On Tuesday, the government told the court that the requirement to give written reasons for rejecting public comments is an unnecessary hurdle.

“The government has blatantly ignored the voices of those who are directly impacted by this Act, including many who are illiterate and unable to participate effectively in the public consultation process,” argued Kanjama.

He emphasised that public participation is not just a formality but a fundamental constitutional requirement designed to ensure that all citizens, regardless of their literacy level, have a say in legislation that affects their lives.

“Views from those most affected by the amendments were neither solicited nor considered, which is a fundamental flaw in democratic governance.”

LSK further argued that the appellate court was right in addressing the concerns on the Affordable Housing Levy.

“While the Affordable Housing Levy is a significant policy issue, the primary concern remains the broader legislative process. The Court of Appeal’s decision to sidestep the mootness of this issue allows us to focus on the more pressing procedural deficiencies,” Kanjama explained.

He asserted that several provisions in the Finance Act required the concurrence of the National Assembly and the Senate to ensure equitable legislative engagement.

“When provisions affect county functions, it is not only appropriate but necessary to involve the Senate. The failure to do so undermines the principles of balanced and inclusive governance,” Kanjama told the Bench.

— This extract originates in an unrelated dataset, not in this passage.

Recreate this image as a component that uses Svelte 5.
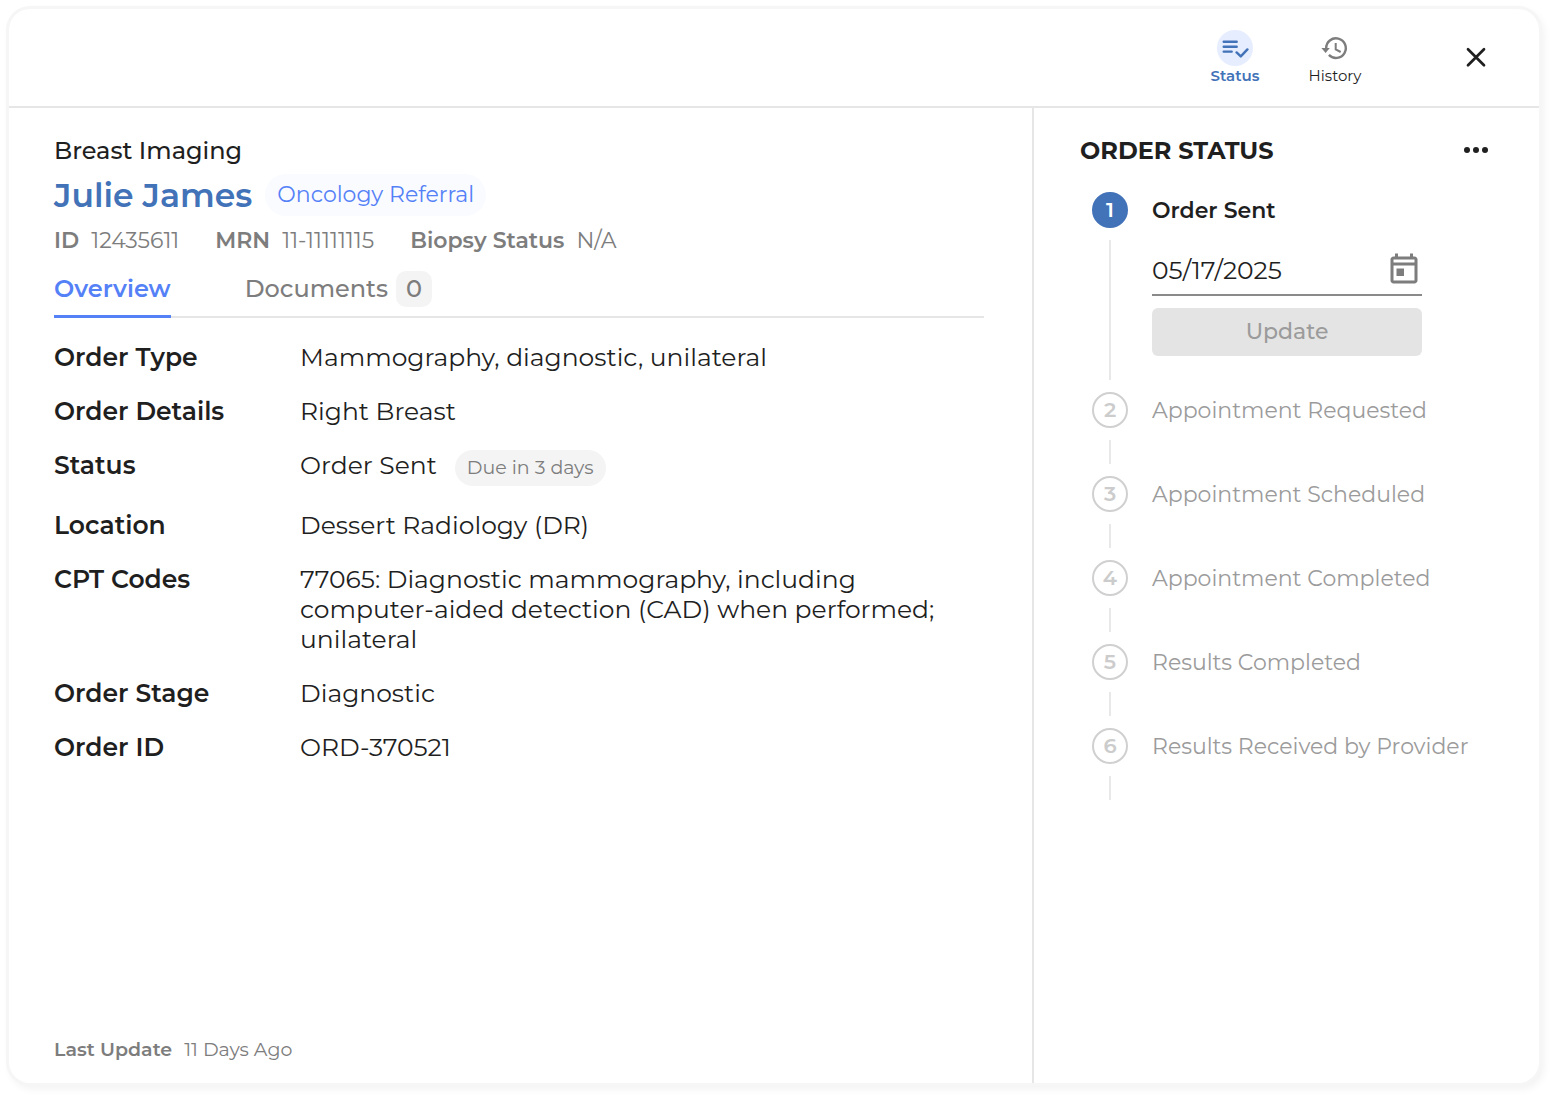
<script lang="ts">
	const patient = {
		department: 'Breast Imaging',
		name: 'Julie James',
		referral: 'Oncology Referral'
	};

	const ids = [
		{ label: 'ID', value: '12435611' },
		{ label: 'MRN', value: '11-11111115' },
		{ label: 'Biopsy Status', value: 'N/A' }
	];

	const details = [
		{ label: 'Order Type', value: 'Mammography, diagnostic, unilateral' },
		{ label: 'Order Details', value: 'Right Breast' },
		{ label: 'Status', value: 'Order Sent', due: 'Due in 3 days' },
		{ label: 'Location', value: 'Dessert Radiology (DR)' },
		{
			label: 'CPT Codes',
			value:
				'77065: Diagnostic mammography, including computer-aided detection (CAD) when performed; unilateral'
		},
		{ label: 'Order Stage', value: 'Diagnostic' },
		{ label: 'Order ID', value: 'ORD-370521' }
	];

	const steps = [
		'Order Sent',
		'Appointment Requested',
		'Appointment Scheduled',
		'Appointment Completed',
		'Results Completed',
		'Results Received by Provider'
	];

	const savedDate = '05/17/2025';
	let current = 0;
	let panel = $state('status');
	let tab = $state('overview');
	let date = $state(savedDate);
</script>

<div class="page">
	<div class="card">
		<header>
			<nav>
				<button class="nav-item" class:active={panel === 'status'} onclick={() => (panel = 'status')}>
					<span class="nav-icon">
						<svg width="28" height="28" viewBox="0 0 28 28" fill="none" stroke="currentColor" stroke-width="2.4">
							<path d="M2.7 7.8h13M2.7 12.8h13M2.7 17.6h8" stroke-linecap="round" />
							<path d="M15.6 18.4l4.2 4 6.6-7" stroke-linecap="round" stroke-linejoin="round" />
						</svg>
					</span>
					Status
				</button>
				<button class="nav-item" class:active={panel === 'history'} onclick={() => (panel = 'history')}>
					<span class="nav-icon">
						<svg width="28" height="28" viewBox="0 0 28 28" fill="none" stroke="currentColor" stroke-width="2.4">
							<path d="M5.2 14.5a9.8 9.8 0 1 1 2.7 6.4" />
							<path d="M0.4 14h8.4l-4.2 5z" fill="currentColor" stroke="none" />
							<path d="M14.7 9v6.3l5 2.7" stroke-width="2" />
						</svg>
					</span>
					History
				</button>
			</nav>
			<button class="icon-btn" aria-label="Close">
				<svg width="24" height="24" viewBox="0 0 24 24" fill="none" stroke="currentColor" stroke-width="2.7" stroke-linecap="round">
					<path d="M4 3.3l16 16M20 3.3l-16 16" />
				</svg>
			</button>
		</header>

		<div class="body">
			<main>
				<p class="department">{patient.department}</p>
				<div class="name-row">
					<h1>{patient.name}</h1>
					<span class="referral">{patient.referral}</span>
				</div>
				<dl class="ids">
					{#each ids as item}
						<div>
							<dt>{item.label}</dt>
							<dd>{item.value}</dd>
						</div>
					{/each}
				</dl>

				<div class="tabs" role="tablist">
					<button role="tab" aria-selected={tab === 'overview'} onclick={() => (tab = 'overview')}>
						Overview
					</button>
					<button role="tab" aria-selected={tab === 'documents'} onclick={() => (tab = 'documents')}>
						Documents <span class="count">0</span>
					</button>
				</div>

				<dl class="details">
					{#each details as row}
						<dt>{row.label}</dt>
						<dd>
							{row.value}
							{#if row.due}
								<span class="due">{row.due}</span>
							{/if}
						</dd>
					{/each}
				</dl>

				<p class="updated"><strong>Last Update</strong> <span>11 Days Ago</span></p>
			</main>

			<aside>
				<div class="aside-head">
					<h2>ORDER STATUS</h2>
					<button class="icon-btn" aria-label="More options">
						<svg width="24" height="24" viewBox="0 0 24 24" fill="currentColor">
							<circle cx="3" cy="11" r="3" />
							<circle cx="12" cy="11" r="3" />
							<circle cx="21" cy="11" r="3" />
						</svg>
					</button>
				</div>

				<ol>
					{#each steps as step, i}
						<li class:current={i === current}>
							<div class="track">
								<span class="dot">{i + 1}</span>
								<span class="line"></span>
							</div>
							<div class="step">
								<h3>{step}</h3>
								{#if i === current}
									<form onsubmit={(e) => e.preventDefault()}>
										<div class="date">
											<input type="text" aria-label="Order sent date" bind:value={date} />
											<button type="button" class="icon-btn" aria-label="Pick a date">
												<svg width="36" height="36" viewBox="0 0 24 24" fill="currentColor">
													<path d="M19 3h-1V1h-2v2H8V1H6v2H5c-1.1 0-2 .9-2 2v14c0 1.1.9 2 2 2h14c1.1 0 2-.9 2-2V5c0-1.1-.9-2-2-2zm0 16H5V9h14v10zm0-12H5V5h14v2zM7 11h5v5H7z" />
												</svg>
											</button>
										</div>
										<button class="update" disabled={date === savedDate}>Update</button>
									</form>
								{/if}
							</div>
						</li>
					{/each}
				</ol>
			</aside>
		</div>
	</div>
</div>

<style>
	:global(body) {
		margin: 0;
		background: #fff;
		color: #1f1f1f;
		font-family: Montserrat, Inter, sans-serif;
		font-size: 24px;
		line-height: 30px;
	}

	.page {
		display: flex;
		min-height: 100vh;
		padding: 9px 15px 15px 9px;
		box-sizing: border-box;
	}

	.card {
		flex: 1;
		display: flex;
		flex-direction: column;
		border-radius: 21px;
		background: #fff;
		box-shadow:
			0 0 0 3px #f6f6f6,
			3px 4px 9px 2px #f2f2f2;
	}

	h1,
	h2,
	h3,
	p,
	dl,
	dd,
	ol {
		margin: 0;
		padding: 0;
	}

	button {
		padding: 0;
		border: none;
		background: none;
		color: inherit;
		font: inherit;
		cursor: pointer;
	}

	.icon-btn {
		display: flex;
	}

	header {
		display: flex;
		justify-content: flex-end;
		align-items: center;
		gap: 91px;
		height: 97px;
		padding-right: 51px;
		border-bottom: 2px solid #e6e6e6;
	}

	nav {
		display: flex;
		gap: 24px;
	}

	.nav-item {
		display: flex;
		flex-direction: column;
		align-items: center;
		width: 76px;
		font-size: 15px;
		line-height: 20px;
	}

	.nav-icon {
		display: grid;
		place-items: center;
		width: 36px;
		height: 36px;
		border-radius: 50%;
		color: #7d7d7d;
	}

	.nav-item.active {
		color: #4272b8;
		font-weight: 600;
	}

	.active .nav-icon {
		background: #e6edff;
		color: #4272b8;
	}

	.body {
		flex: 1;
		display: flex;
	}

	main {
		flex: 1;
		display: flex;
		flex-direction: column;
		padding: 28px 48px 21px 45px;
	}

	.department {
		font-weight: 500;
	}

	.name-row {
		display: flex;
		align-items: center;
		gap: 13px;
		margin: 8px 0 10px;
	}

	h1 {
		color: #4272b8;
		font-size: 33px;
		font-weight: 600;
		line-height: 42px;
	}

	.referral {
		padding: 6px 12px;
		border-radius: 21px;
		background: #f9fbff;
		color: #5581f7;
		font-size: 22px;
	}

	.ids {
		display: flex;
		gap: 36px;
		color: #7d7d7d;
		font-size: 22px;
	}

	.ids div {
		display: flex;
		gap: 12px;
	}

	dt {
		font-weight: 600;
	}

	.tabs {
		display: flex;
		gap: 74px;
		margin: 14px 0 24px;
		box-shadow: inset 0 -2px #e6e6e6;
	}

	.tabs button {
		display: flex;
		align-items: center;
		gap: 8px;
		height: 48px;
		padding-bottom: 8px;
		border-bottom: 3px solid transparent;
		box-sizing: border-box;
		color: #7d7d7d;
		font-weight: 500;
	}

	.tabs button[aria-selected='true'] {
		border-color: #5581f7;
		color: #5581f7;
		font-weight: 600;
	}

	.count {
		width: 36px;
		border-radius: 10px;
		background: #f4f4f4;
		line-height: 36px;
	}

	.details {
		display: grid;
		grid-template-columns: 222px 1fr;
		gap: 24px;
		font-size: 25px;
	}

	.details dd {
		display: flex;
		gap: 18px;
	}

	.due {
		padding: 3px 12px;
		border-radius: 18px;
		background: #f4f4f4;
		color: #7d7d7d;
		font-size: 19px;
	}

	.updated {
		display: flex;
		gap: 12px;
		margin-top: auto;
		color: #7d7d7d;
		font-size: 19px;
		line-height: 24px;
	}

	.updated strong {
		font-weight: 600;
	}

	aside {
		width: 507px;
		padding: 28px 51px 27px 46px;
		border-left: 2px solid #e6e6e6;
		box-sizing: border-box;
	}

	.aside-head {
		display: flex;
		justify-content: space-between;
		align-items: center;
	}

	h2 {
		font-size: 24px;
		font-weight: 700;
	}

	ol {
		margin: 26px 0 0 12px;
		list-style: none;
	}

	li {
		display: flex;
		gap: 24px;
		min-height: 84px;
		color: #9b9b9b;
	}

	.track {
		display: flex;
		flex-direction: column;
		align-items: center;
		gap: 12px;
		padding-bottom: 12px;
		box-sizing: border-box;
	}

	.dot {
		width: 36px;
		border: 2px solid #d0d0d0;
		border-radius: 50%;
		box-sizing: border-box;
		color: #ccc;
		font-size: 21px;
		font-weight: 600;
		line-height: 32px;
		text-align: center;
	}

	.current .dot {
		border-color: #4272b8;
		background: #4272b8;
		color: #fff;
	}

	.line {
		flex: 1;
		width: 2px;
		background: #e8e8e8;
	}

	h3 {
		font-size: 22px;
		font-weight: 400;
		line-height: 37px;
	}

	.current h3 {
		color: #1f1f1f;
		font-weight: 600;
	}

	form {
		display: flex;
		flex-direction: column;
		gap: 12px;
		width: 270px;
		padding: 17px 0 36px;
	}

	.date {
		display: flex;
		align-items: center;
		height: 50px;
		border-bottom: 2px solid #8a8a8a;
		box-sizing: border-box;
		color: #7d7d7d;
	}

	.date input {
		flex: 1;
		min-width: 0;
		padding: 0;
		border: none;
		outline: none;
		background: none;
		color: #1f1f1f;
		font: inherit;
		font-size: 25px;
	}

	.update {
		height: 48px;
		border-radius: 6px;
		background: #4272b8;
		color: #fff;
		font-size: 22px;
		font-weight: 500;
	}

	.update:disabled {
		background: #e4e4e4;
		color: #9b9b9b;
		cursor: default;
	}
</style>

The LSK representative also highlighted that Parliament had a duty to provide detailed reasons for accepting or rejecting public comments.

“The lack of detailed reasoning deprives the public of transparency and undermines the credibility of the legislative process.”

LSK called for the refund of taxes collected under the now-invalidated Finance Act, 2023.

“Since the Act has been declared unconstitutional, the Kenya Revenue Authority (KRA) has no legal mandate to retain taxes collected under its provisions. We urge the Supreme Court to order the refund of these funds to the taxpayers,” argued Kanjama. He emphasised that retaining these taxes would be illegal and contrary to the principles of constitutional governance.

Katiba Institute, through lawyer Joshua Nyawa, contended that the Act’s enactment violated procedural and constitutional safeguards designed to ensure fair and transparent legislative processes.

He agreed with LSK that the failure to involve the Senate in the passage of sections touching on county functions further underscores the Act’s procedural flaws.

According to the lobby, upholding the Court of Appeal’s decision is crucial for preserving the integrity of the constitutional framework and ensuring that laws are enacted in compliance with established legal standards.

Other civil society groups, including Tribeless Youth and Siasa Place, criticised the government’s appeal, saying it lacked merit and failed to address the fundamental issues identified by the Court of Appeal.

According to the groups, the government’s attempt to reinstate the Act overlooks the procedural irregularities and constitutional violations that prompted the initial court decision.

Prof Githu Muigai, representing the government, contested the Court of Appeal’s handling of the issue of mootness related to the Affordable Housing Levy, asserting that the lower court’s decision was flawed and detrimental to the legislative process.

“The Court of Appeal erred significantly by dismissing the issue of the Affordable Housing Levy as moot,” he said.

He argued that the levy was a critical and ongoing concern for the government and that the Supreme Court’s guidance was essential for ensuring compliance with various constitutional provisions, including Articles 10, 201, 206, and 210.

“The question of how to enact an effective and constitutionally compliant tax statute is not just an academic exercise but a practical necessity for managing the country’s revenue,” he argued.

By declaring the issue moot, Muigai stated, the Court of Appeal failed to address a critical concern that impacts the government’s ability to implement key policies.

Senate involvement

He disputed the assertion made by the civil society groups and Senator Okiya Omtatah that every piece of legislation concerning revenue collection inherently affects counties and thus requires Senate involvement.

“If that argument were correct, then every piece of legislation would necessarily concern counties, which is not the case.”

He argued that the Finance Act’s provisions do not universally impact county functions in a way that would necessitate such involvement.

Muigai also brought up the principle of judicial restraint and the separation of powers among the branches of government.

“The court should not apologise for exercising judicial restraint,” he said.

He emphasised that while the Judiciary must exercise its powers judiciously, there should be a balance that allows Parliament, the Executive, and the Judiciary to coexist harmoniously within the limits set by the Constitution.